Per-run and per-trigger routing
You can also choose a queue when you launch a run, without touching the task definition:
flyte.with_runcontext(queue="my-queue").run(main, count=10)And a trigger can send its scheduled runs to a specific queue — useful when you want scheduled or automated work to run under different limits than ad-hoc runs:
import flyte
trigger = flyte.Trigger(
"nightly",
flyte.Cron("0 2 * * *"),
queue="batch",
)Overriding a queue at runtime
A running workflow can route a specific task invocation to a different queue — for example to push one heavy step onto a dedicated lane:
@env.task
async def main(queue_name: str):
# Route this invocation of train_model to a queue chosen at runtime.
train_model.override(queue=queue_name)(data=[1, 2, 3])What a queue controls
Queues are configured by your platform admin, but it helps to understand the knobs so you can pick the right queue for a workload:
- Action concurrency — the maximum number of tasks routed to the queue that run at the same time. A queue with a cap of 1 serializes its work; a cap of 3 lets at most three run concurrently and holds the rest until a slot frees up.
- Run concurrency — the maximum number of runs on the queue that are active at once. Children of an active run aren’t capped by this; only the runs themselves are. Use this for a job that parallelizes well internally but must not overlap with a previous invocation of itself.
- Depth — the total number of in-flight plus waiting items the queue will
hold. When a queue is full, new submissions are rejected immediately with a
RESOURCE_EXHAUSTEDerror rather than queueing forever. That rejection is a back-pressure signal to your caller — catch it and slow down, rather than retrying in a tight loop. - Priority — when several queues share the same cluster capacity, higher priority work is scheduled ahead of lower priority work. Priority controls ordering, not preemption: a lower-priority task that has already started is not interrupted when higher-priority work arrives.
When to use queues
Concurrency control for scheduled and automated runs
A run that updates a shared checkpoint or mutates global state must not overlap with itself. Route it to a queue with run concurrency of 1: even if a schedule fires again before the previous run finishes, the new run waits instead of running concurrently. Inside each run, children still fan out freely.
@env.task(queue="runs-1") # run-concurrency 1
async def nightly_job(fan_out: int = 50) -> list[str]:
# Hundreds of children can run in parallel within this run...
return list(flyte.map(child, range(fan_out)))
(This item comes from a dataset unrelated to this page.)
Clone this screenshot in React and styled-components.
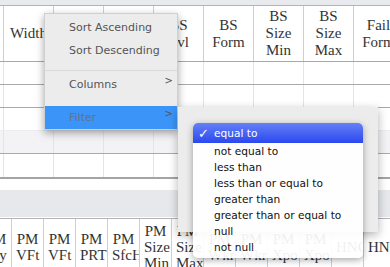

# ...but two nightly_job runs never overlap.This pairs naturally with triggers — give the trigger a serialized queue and you get self-non-overlapping scheduled jobs for free.
Backfill control
A backfill can produce thousands of actions in a burst and starve everything
else sharing the cluster. Send the backfill to a queue with a bounded action
concurrency (and optionally a depth limit) so it drains at a controlled
rate while leaving headroom for production traffic. The depth limit turns a flood
into explicit back-pressure: when the queue is full your submitter gets
RESOURCE_EXHAUSTED and can pause instead of piling on.
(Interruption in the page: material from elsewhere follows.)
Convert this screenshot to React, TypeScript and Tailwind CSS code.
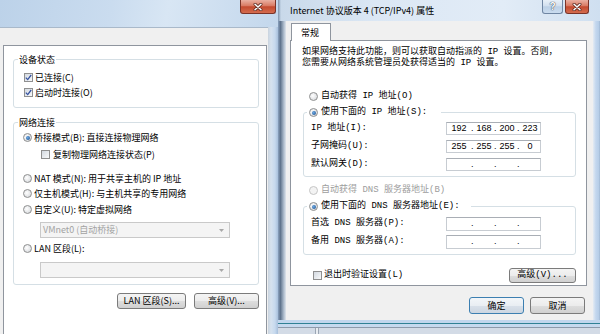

Multi-cluster routing and prioritizing certain workloads
Because a queue can be bound to a specific cluster (or set of clusters) and given a priority, queues are how you say “GPU training goes to the GPU cluster” or “this customer-facing pipeline is high priority.” Route latency-sensitive or business-critical work to a high-priority queue and bulk or best-effort work to a lower-priority one; when they contend for the same capacity, the important work is scheduled first.
Queues and timeouts
How long a task is willing to wait in a queue before it gives up is a separate,
per-task concern controlled by the timeout settings. If a queue is busy or
capped, an action sits in the Queued phase until a slot opens — set
max_queued_time
to fail fast when capacity isn’t available within your window, and
deadline to put
an absolute ceiling on total wall-clock including queue wait. See
Retries and timeouts for the full picture.